One of the most talked about issues in consumer Chapter 7 bankruptcy laws is whether an above median income debtor can deduct a vehicle transportation ownership expense without having a loan or lease payment. The U.S. Trustee's position has always been that the debtor can not deduct this expense unless he or she has a car payment (no matter how big or small). Debtor's attorneys have always argued that you should be allowed a vehicle transportation expense under the means test even if the car is completely paid for. Bankruptcy courts for the most part have been torn on the issue. However, there are now 2 Circuit Courts that agree with the Debtor's attorneys: the 7th U.S. Circuit Court of Appeals in Ross-Tousey v. Neary, 549 F.3d 1148 and now in the 5th U.S. Circuit Court of Appeals in Tate v.

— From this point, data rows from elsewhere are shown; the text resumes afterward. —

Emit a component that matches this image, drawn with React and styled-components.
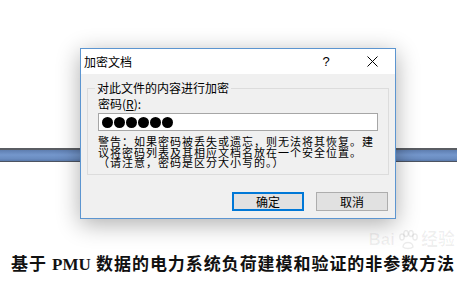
import React from "react";
import styled, { createGlobalStyle } from "styled-components";

const Global = createGlobalStyle`
  html, body { margin: 0; padding: 0; background: #fff; }
  body { width: 457px; height: 288px; overflow: hidden; }
`;

const UI = `"Noto Sans CJK SC", "Noto Sans", sans-serif`;

const Page = styled.div`
  position: relative;
  width: 457px;
  height: 288px;
  padding-top: 148px;
  box-sizing: border-box;
  background: #fff;
`;

const Bar = styled.div`
  height: 14px;
  box-sizing: border-box;
  border-top: 2px solid #5a5d63;
  border-bottom: 1px solid #4d5461;
  background: linear-gradient(#5e7eb0, #7497cc 45%, #6a8cc0 80%, #5a7aab);
`;

const Caption = styled.div`
  margin-top: 92px;
  padding-left: 11px;
  font-family: "Liberation Serif", "Noto Sans CJK SC", serif;
  font-weight: bold;
  font-size: 17px;
  line-height: 21px;
  letter-spacing: 0.95px;
  color: #111;
  white-space: nowrap;
`;

const Latin = styled.span`
  letter-spacing: 0;
`;

const Watermark = styled.div`
  position: absolute;
  right: 2px;
  top: 230px;
  display: flex;
  align-items: flex-end;
  gap: 2px;
  font-family: "Liberation Sans", "Noto Sans CJK SC", sans-serif;
  font-weight: bold;
  color: rgba(0, 0, 0, 0.06);
  font-size: 17px;
  line-height: 20px;
`;

const Dialog = styled.div`
  position: absolute;
  left: 80px;
  top: 48px;
  width: 316px;
  height: 171px;
  box-sizing: border-box;
  border: 1px solid #5c95d0;
  background: #f0f0f0;
  box-shadow: 0 5px 22px rgba(0, 0, 0, 0.32);
  display: flex;
  flex-direction: column;
  font-family: ${UI};
  font-size: 12px;
  color: #000;
`;

const TitleBar = styled.div`
  height: 25px;
  flex: none;
  background: #fff;
  display: flex;
  align-items: center;
  padding-left: 3px;
`;

const Title = styled.div`
  flex: 1;
  font-size: 12px;
  line-height: 16px;
`;

const TitleButton = styled.div`
  width: ${(p) => p.$w}px;
  height: 25px;
  display: flex;
  align-items: center;
  justify-content: center;
  font-family: "Liberation Sans", sans-serif;
  font-size: 13px;
`;

const Body = styled.div`
  flex: 1;
  display: flex;
  flex-direction: column;
  padding: 0 6px 7px 6px;
`;

const Group = styled.fieldset`
  margin: 6px 0 0 0;
  padding: 1px 10px 6px 10px;
  border: 1px solid #dcdcdc;
  min-width: 0;
`;

const Legend = styled.legend`
  margin-left: -3px;
  padding: 0 2px;
  font-size: 12px;
  line-height: 16px;
`;

const Label = styled.div`
  font-size: 12px;
  line-height: 14px;
`;

const PasswordBox = styled.div`
  margin-top: 2px;
  height: 18px;
  box-sizing: border-box;
  border: 1px solid #a6a6a6;
  background: #fff;
  display: flex;
  align-items: center;
  gap: 1px;
  padding-left: 3px;
`;

const Dot = styled.span`
  width: 11px;
  height: 11px;
  border-radius: 50%;
  background: #000;
`;

const Warning = styled.p`
  margin: 5px 0 0 0;
  font-size: 11px;
  line-height: 10.7px;
  letter-spacing: 1px;
`;

const Buttons = styled.div`
  margin-top: auto;
  display: flex;
  justify-content: flex-end;
  gap: 12px;
  padding-right: 1px;
`;

const Button = styled.div`
  width: 72px;
  height: 19px;
  box-sizing: border-box;
  border: ${(p) => (p.$primary ? "2px solid #0078d7" : "1px solid #adadad")};
  background: #e1e1e1;
  display: flex;
  align-items: center;
  justify-content: center;
  font-size: 12px;
  line-height: 14px;
`;

const CloseIcon = () => (
  <svg width="11" height="11" viewBox="0 0 11 11">
    <path d="M0.5 0.5 L10.5 10.5 M10.5 0.5 L0.5 10.5" stroke="#000" strokeWidth="1" />
  </svg>
);

const Paw = () => (
  <svg width="22" height="20" viewBox="0 0 22 20">
    <g fill="none" stroke="rgba(0,0,0,0.08)" strokeWidth="1.4">
      <ellipse cx="5" cy="7" rx="2.2" ry="3" />
      <ellipse cx="9" cy="3.5" rx="2.2" ry="3" />
      <ellipse cx="14" cy="3.5" rx="2.2" ry="3" />
      <ellipse cx="18" cy="7" rx="2.2" ry="3" />
      <path d="M6 17 C6 11 16 11 16 17 C14 19 8 19 6 17Z" />
    </g>
  </svg>
);

export default function App() {
  return (
    <>
      <Global />
      <Page>
        <Bar />
        <Caption>
          基于 <Latin>PMU</Latin> 数据的电力系统负荷建模和验证的非参数方法
        </Caption>
        <Watermark>
          <span>Bai</span>
          <Paw />
          <span>经验</span>
        </Watermark>
        <Dialog>
          <TitleBar>
            <Title>加密文档</Title>
            <TitleButton $w={46}>?</TitleButton>
            <TitleButton $w={46}>
              <CloseIcon />
            </TitleButton>
          </TitleBar>
          <Body>
            <Group>
              <Legend>对此文件的内容进行加密</Legend>
              <Label>密码(<u>R</u>):</Label>
              <PasswordBox>
                {Array.from({ length: 6 }).map((_, i) => (
                  <Dot key={i} />
                ))}
              </PasswordBox>
              <Warning>
                警告：如果密码被丢失或遗忘，则无法将其恢复。建议将密码列表及其相应文档名放在一个安全位置。（请注意，密码是区分大小写的。）
              </Warning>
            </Group>
            <Buttons>
              <Button $primary>确定</Button>
              <Button>取消</Button>
            </Buttons>
          </Body>
        </Dialog>
      </Page>
    </>
  );
}
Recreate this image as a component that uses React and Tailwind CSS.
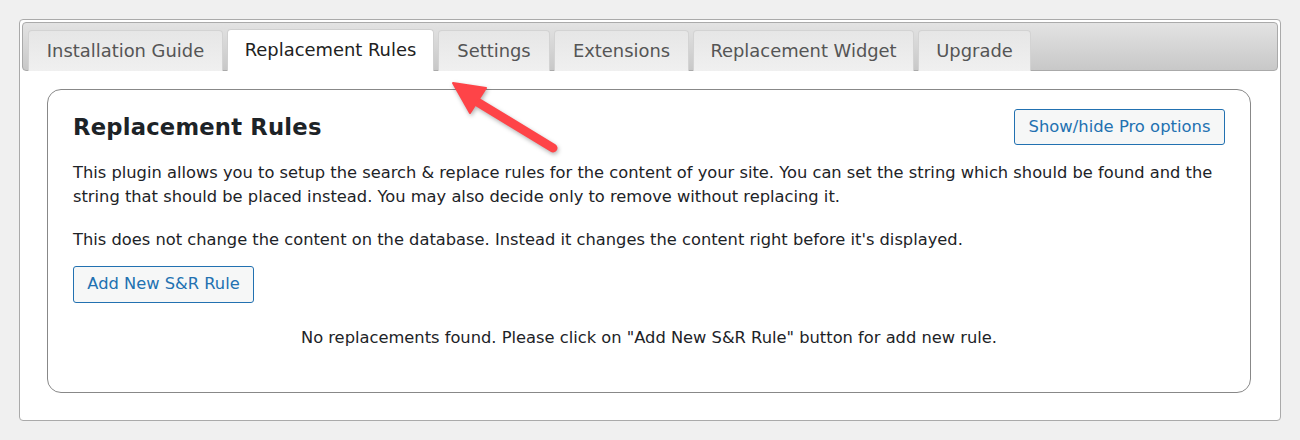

Bolen, 19 CBN 769.
In Tate, the debtor was an above median income debtor who owned 2 cars that were paid in full. The debtors filed a Chapter 7 bankruptcy case and claimed a transportation ownership expenses. Without the expense, the debtor's would not pass the means test and thus their case would be an abuse. The Bankruptcy Court ruled in favor of the U.S. Trustee that the debtors could not deduct the expense. The District Court affirmed the decision on appeal. The Fifth Circuit Court of Appeals reversed and remanded.
The Court looked at the only other Circuit Court decision, listed above. The 7th Circuit found that there are courts that rely on the plain meaning of Section 707(b)(2)(A) and those courts that rely on the "IRS Manual" to figure out what is an applicable monthly expense. The 5th Circuit agreed with the 7th Circuit that the IRS Manual should not be followed.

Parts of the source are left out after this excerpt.